Each line that holds the word "React" is to be identified and copied.

SUPPLIED DATA
☆ ☆ ☆

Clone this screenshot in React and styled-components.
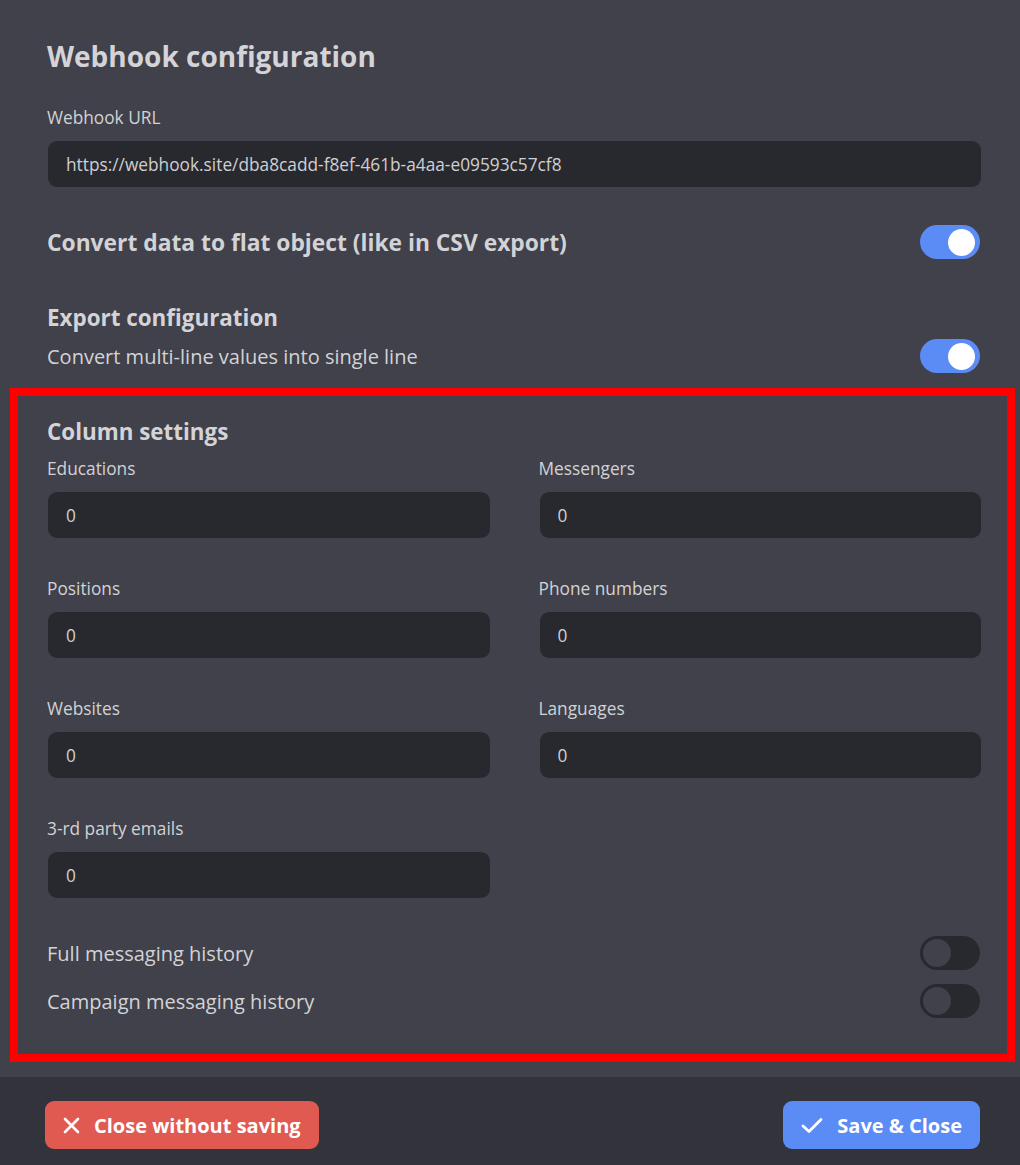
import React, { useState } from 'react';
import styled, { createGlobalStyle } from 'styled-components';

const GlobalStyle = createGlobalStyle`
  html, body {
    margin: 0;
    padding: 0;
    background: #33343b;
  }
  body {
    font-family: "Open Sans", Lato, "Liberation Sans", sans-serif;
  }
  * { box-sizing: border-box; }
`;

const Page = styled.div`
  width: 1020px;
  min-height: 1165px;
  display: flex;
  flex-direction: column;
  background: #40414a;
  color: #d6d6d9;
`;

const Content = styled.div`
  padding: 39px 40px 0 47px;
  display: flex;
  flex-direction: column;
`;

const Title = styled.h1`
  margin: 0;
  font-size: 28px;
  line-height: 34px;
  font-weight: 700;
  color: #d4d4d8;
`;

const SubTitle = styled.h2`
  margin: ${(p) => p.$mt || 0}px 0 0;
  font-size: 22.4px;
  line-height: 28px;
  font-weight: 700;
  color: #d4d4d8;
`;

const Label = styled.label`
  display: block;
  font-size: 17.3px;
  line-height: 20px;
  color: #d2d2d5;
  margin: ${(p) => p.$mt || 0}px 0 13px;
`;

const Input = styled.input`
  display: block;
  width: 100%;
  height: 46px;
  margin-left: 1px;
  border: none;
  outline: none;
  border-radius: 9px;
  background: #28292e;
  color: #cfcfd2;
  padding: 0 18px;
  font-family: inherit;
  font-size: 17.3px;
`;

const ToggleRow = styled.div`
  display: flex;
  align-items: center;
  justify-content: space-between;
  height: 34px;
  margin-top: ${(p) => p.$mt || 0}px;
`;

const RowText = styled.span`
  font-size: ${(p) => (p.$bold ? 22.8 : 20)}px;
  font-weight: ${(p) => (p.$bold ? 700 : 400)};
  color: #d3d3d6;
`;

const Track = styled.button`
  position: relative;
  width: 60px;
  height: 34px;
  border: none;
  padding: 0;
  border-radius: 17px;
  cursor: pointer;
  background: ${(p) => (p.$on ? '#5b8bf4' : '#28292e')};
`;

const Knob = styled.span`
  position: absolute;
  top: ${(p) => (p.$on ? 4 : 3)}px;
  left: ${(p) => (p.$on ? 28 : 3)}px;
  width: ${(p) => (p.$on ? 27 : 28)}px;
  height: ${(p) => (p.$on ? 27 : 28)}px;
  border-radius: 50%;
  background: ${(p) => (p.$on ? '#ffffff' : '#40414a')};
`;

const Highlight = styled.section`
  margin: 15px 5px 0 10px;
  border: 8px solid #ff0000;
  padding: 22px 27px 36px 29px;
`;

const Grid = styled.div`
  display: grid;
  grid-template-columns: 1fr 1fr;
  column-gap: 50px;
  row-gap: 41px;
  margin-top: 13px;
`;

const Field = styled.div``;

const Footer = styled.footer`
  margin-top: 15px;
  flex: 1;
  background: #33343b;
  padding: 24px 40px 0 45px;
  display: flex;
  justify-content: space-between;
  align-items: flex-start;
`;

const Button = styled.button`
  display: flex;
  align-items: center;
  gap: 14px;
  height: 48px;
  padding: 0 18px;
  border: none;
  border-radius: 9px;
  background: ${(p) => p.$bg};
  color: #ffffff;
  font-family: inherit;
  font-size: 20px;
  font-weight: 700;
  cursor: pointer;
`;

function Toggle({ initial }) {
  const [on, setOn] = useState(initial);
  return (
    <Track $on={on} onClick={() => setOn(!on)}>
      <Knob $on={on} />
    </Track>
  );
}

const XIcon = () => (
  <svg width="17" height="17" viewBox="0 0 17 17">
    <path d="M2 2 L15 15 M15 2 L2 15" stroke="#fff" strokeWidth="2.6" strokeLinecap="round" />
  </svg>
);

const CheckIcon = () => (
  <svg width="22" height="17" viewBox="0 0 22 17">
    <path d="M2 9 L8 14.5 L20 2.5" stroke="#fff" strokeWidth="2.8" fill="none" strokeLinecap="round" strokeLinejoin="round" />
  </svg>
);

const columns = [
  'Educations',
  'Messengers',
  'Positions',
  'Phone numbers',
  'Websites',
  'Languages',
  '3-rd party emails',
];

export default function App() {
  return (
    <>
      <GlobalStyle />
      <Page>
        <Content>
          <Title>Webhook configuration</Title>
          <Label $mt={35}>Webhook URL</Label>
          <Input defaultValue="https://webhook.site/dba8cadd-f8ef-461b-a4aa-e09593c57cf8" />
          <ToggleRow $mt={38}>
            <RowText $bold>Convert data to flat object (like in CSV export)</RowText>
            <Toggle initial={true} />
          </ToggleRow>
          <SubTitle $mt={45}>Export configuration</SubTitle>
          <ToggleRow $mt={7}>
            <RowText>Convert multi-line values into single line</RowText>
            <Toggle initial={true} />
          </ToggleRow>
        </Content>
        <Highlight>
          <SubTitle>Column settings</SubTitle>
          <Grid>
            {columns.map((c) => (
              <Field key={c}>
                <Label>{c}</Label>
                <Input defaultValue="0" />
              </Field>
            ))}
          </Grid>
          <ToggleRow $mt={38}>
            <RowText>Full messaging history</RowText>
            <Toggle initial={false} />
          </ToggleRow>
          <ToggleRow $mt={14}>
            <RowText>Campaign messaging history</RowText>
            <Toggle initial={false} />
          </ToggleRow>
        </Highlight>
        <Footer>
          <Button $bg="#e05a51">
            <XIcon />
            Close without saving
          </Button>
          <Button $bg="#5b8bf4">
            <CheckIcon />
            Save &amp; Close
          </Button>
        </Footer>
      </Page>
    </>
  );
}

☆ ☆ ☆

RESPONSE BELOW
Clone this screenshot in React and styled-components.
import React, { useState } from 'react';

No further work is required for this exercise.